■ WHAT IS ASKED
Extract the lines of the material below, beginning with the first and ending with the line that holds "<TextBox />". Skip every picture.

■ DATA BLOCK

··········

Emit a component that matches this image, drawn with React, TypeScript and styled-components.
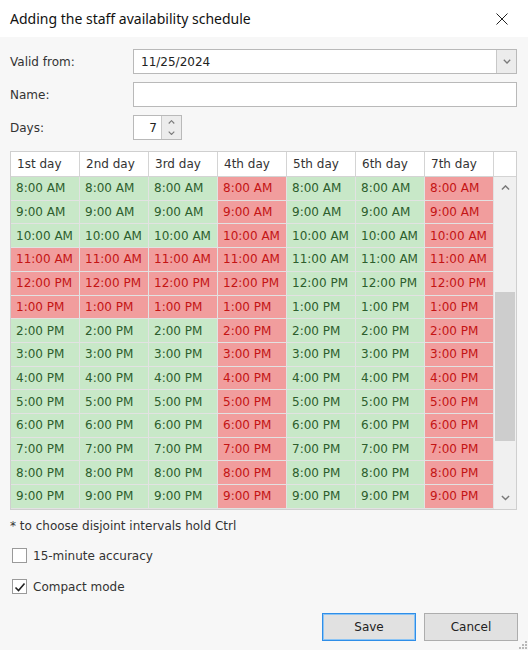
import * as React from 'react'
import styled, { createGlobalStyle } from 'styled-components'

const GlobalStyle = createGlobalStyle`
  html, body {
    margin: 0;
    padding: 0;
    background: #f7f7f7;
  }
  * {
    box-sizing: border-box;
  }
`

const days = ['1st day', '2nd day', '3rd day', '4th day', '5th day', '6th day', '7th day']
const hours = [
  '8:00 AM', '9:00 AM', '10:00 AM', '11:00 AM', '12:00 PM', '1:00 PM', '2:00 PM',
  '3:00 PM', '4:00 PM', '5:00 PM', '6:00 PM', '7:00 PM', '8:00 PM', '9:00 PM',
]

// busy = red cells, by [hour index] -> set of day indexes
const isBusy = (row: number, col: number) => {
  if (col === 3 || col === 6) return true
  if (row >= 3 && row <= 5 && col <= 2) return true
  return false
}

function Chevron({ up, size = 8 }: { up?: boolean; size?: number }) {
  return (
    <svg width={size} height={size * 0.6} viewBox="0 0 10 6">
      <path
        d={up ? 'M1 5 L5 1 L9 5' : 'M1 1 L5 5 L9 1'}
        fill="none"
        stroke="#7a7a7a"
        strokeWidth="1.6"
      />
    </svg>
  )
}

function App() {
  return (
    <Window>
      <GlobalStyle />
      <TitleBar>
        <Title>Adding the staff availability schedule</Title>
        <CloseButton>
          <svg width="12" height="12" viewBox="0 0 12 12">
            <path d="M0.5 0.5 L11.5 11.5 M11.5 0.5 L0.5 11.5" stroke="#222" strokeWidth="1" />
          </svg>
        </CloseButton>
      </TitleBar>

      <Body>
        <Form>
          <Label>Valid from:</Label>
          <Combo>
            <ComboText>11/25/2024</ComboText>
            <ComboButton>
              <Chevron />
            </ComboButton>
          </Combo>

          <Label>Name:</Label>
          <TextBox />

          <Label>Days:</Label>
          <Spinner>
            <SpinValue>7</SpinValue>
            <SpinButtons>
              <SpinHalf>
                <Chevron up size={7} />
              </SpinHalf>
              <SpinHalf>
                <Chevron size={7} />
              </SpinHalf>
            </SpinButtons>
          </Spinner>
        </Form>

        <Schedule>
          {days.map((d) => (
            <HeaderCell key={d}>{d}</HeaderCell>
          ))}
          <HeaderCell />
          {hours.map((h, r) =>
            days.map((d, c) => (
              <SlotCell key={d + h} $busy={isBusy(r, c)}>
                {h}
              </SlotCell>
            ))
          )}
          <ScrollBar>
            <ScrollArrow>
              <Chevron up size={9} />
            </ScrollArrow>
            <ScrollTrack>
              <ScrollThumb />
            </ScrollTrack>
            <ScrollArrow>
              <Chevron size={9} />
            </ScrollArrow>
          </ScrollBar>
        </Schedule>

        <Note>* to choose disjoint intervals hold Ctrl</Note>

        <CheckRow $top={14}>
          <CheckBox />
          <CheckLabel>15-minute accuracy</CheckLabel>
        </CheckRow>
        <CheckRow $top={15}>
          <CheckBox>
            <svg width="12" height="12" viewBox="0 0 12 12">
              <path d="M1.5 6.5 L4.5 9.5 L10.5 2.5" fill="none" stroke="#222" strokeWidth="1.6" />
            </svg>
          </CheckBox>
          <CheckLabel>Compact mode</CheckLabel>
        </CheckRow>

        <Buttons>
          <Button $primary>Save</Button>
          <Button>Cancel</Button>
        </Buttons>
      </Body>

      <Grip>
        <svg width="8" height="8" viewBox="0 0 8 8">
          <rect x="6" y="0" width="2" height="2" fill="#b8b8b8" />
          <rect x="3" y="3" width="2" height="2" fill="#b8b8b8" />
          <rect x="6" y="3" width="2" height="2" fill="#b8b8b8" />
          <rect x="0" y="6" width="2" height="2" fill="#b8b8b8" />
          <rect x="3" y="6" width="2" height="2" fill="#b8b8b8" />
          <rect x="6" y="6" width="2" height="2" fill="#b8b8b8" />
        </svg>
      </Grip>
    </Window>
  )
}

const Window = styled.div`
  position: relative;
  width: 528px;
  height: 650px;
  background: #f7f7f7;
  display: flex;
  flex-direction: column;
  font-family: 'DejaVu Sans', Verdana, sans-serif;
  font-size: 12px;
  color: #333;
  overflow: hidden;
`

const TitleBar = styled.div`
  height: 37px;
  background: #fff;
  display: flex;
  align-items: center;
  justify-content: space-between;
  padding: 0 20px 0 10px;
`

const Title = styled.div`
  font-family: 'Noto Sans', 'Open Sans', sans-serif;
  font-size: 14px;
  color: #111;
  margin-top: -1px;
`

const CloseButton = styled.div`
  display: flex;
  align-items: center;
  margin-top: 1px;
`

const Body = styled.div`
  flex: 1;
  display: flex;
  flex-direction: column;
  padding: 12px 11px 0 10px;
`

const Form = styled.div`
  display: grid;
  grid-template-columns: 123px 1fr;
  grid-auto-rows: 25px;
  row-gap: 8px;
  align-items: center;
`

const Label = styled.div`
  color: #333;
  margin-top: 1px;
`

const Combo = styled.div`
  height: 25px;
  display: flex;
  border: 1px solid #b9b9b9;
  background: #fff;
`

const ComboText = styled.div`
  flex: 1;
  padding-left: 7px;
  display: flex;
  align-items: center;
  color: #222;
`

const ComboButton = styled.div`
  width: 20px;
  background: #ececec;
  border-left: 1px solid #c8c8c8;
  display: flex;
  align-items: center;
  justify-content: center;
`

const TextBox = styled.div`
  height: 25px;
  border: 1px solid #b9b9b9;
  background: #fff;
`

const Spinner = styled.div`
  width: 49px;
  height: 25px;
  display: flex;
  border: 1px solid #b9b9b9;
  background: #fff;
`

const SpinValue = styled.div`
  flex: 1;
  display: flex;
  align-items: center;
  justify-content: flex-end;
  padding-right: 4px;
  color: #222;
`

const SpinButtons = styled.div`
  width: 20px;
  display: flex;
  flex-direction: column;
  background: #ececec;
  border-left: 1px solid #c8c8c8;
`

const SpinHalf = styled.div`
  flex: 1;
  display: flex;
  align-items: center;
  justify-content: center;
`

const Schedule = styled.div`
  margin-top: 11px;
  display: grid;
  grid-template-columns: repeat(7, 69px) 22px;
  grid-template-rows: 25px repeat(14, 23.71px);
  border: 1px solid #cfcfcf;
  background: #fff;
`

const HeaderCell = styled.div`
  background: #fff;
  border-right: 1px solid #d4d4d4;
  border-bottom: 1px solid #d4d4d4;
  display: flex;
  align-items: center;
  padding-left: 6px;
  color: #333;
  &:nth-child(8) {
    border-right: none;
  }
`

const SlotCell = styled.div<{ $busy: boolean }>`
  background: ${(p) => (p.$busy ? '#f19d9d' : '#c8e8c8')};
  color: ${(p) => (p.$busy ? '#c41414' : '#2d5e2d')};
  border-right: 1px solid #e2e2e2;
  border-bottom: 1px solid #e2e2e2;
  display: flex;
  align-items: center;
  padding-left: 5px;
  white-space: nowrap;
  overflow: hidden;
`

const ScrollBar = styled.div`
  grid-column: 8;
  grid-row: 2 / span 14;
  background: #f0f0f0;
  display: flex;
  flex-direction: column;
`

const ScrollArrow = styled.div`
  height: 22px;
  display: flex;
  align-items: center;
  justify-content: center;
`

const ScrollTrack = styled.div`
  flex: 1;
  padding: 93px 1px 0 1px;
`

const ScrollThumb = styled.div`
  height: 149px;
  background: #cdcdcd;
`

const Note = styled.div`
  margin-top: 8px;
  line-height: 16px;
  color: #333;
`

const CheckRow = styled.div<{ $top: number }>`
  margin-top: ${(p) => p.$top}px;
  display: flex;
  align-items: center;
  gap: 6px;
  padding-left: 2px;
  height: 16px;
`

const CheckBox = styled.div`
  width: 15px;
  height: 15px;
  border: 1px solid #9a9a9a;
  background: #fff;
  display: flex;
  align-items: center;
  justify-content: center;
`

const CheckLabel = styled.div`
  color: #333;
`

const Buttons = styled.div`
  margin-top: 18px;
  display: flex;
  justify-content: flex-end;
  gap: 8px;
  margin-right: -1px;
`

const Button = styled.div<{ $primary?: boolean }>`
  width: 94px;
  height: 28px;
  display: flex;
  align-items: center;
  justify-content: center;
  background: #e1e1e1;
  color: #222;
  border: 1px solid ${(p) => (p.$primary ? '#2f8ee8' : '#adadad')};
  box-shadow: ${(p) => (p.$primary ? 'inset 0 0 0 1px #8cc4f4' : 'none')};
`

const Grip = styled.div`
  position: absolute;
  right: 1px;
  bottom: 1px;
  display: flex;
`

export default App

··········

■ EXERCISE SOLUTION
Emit a component that matches this image, drawn with React, TypeScript and styled-components.
import * as React from 'react'
import styled, { createGlobalStyle } from 'styled-components'

const GlobalStyle = createGlobalStyle`
  html, body {
    margin: 0;
    padding: 0;
    background: #f7f7f7;
  }
  * {
    box-sizing: border-box;
  }
`

const days = ['1st day', '2nd day', '3rd day', '4th day', '5th day', '6th day', '7th day']
const hours = [
  '8:00 AM', '9:00 AM', '10:00 AM', '11:00 AM', '12:00 PM', '1:00 PM', '2:00 PM',
  '3:00 PM', '4:00 PM', '5:00 PM', '6:00 PM', '7:00 PM', '8:00 PM', '9:00 PM',
]

// busy = red cells, by [hour index] -> set of day indexes
const isBusy = (row: number, col: number) => {
  if (col === 3 || col === 6) return true
  if (row >= 3 && row <= 5 && col <= 2) return true
  return false
}

function Chevron({ up, size = 8 }: { up?: boolean; size?: number }) {
  return (
    <svg width={size} height={size * 0.6} viewBox="0 0 10 6">
      <path
        d={up ? 'M1 5 L5 1 L9 5' : 'M1 1 L5 5 L9 1'}
        fill="none"
        stroke="#7a7a7a"
        strokeWidth="1.6"
      />
    </svg>
  )
}

function App() {
  return (
    <Window>
      <GlobalStyle />
      <TitleBar>
        <Title>Adding the staff availability schedule</Title>
        <CloseButton>
          <svg width="12" height="12" viewBox="0 0 12 12">
            <path d="M0.5 0.5 L11.5 11.5 M11.5 0.5 L0.5 11.5" stroke="#222" strokeWidth="1" />
          </svg>
        </CloseButton>
      </TitleBar>

      <Body>
        <Form>
          <Label>Valid from:</Label>
          <Combo>
            <ComboText>11/25/2024</ComboText>
            <ComboButton>
              <Chevron />
            </ComboButton>
          </Combo>

          <Label>Name:</Label>
          <TextBox />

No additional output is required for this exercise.